-- Start of Input material --
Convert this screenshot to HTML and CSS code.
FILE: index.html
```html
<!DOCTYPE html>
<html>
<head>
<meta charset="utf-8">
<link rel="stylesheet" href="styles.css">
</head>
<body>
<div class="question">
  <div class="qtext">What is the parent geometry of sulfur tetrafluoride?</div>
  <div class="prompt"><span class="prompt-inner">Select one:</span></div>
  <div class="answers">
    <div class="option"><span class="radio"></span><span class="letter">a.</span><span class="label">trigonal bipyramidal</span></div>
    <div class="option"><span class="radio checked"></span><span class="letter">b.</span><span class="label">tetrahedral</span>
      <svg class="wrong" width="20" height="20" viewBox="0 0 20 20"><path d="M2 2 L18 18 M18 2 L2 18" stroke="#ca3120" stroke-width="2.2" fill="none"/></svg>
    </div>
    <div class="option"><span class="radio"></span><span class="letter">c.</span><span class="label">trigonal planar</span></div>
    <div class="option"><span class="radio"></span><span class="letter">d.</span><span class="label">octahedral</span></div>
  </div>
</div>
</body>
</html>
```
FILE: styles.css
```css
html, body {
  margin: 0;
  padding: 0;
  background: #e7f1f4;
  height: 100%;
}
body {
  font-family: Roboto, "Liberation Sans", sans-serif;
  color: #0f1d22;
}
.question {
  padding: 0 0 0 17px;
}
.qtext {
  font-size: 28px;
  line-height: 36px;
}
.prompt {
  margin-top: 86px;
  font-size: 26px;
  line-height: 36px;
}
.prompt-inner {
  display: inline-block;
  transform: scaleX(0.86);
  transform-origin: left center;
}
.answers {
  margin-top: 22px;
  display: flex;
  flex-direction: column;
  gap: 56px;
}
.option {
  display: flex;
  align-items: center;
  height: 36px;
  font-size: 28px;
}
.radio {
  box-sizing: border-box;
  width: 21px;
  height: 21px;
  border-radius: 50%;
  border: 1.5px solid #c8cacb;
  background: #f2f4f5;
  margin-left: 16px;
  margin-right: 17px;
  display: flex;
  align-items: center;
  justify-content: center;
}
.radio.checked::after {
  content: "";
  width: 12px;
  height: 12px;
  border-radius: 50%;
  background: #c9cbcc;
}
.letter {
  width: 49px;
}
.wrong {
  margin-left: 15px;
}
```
-- End of Input material --
-- Start of Input material --
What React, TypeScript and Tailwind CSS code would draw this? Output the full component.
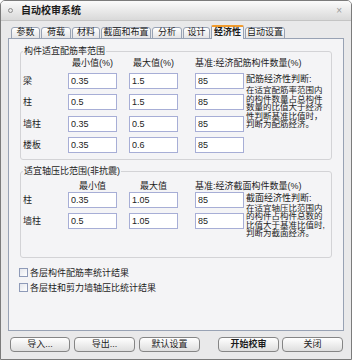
-- End of Input material --
■ Set problem: Copy all lines from the entries that contain the word "code".

■ Exercise output:
Convert this screenshot to HTML and CSS code.
What React, TypeScript and Tailwind CSS code would draw this? Output the full component.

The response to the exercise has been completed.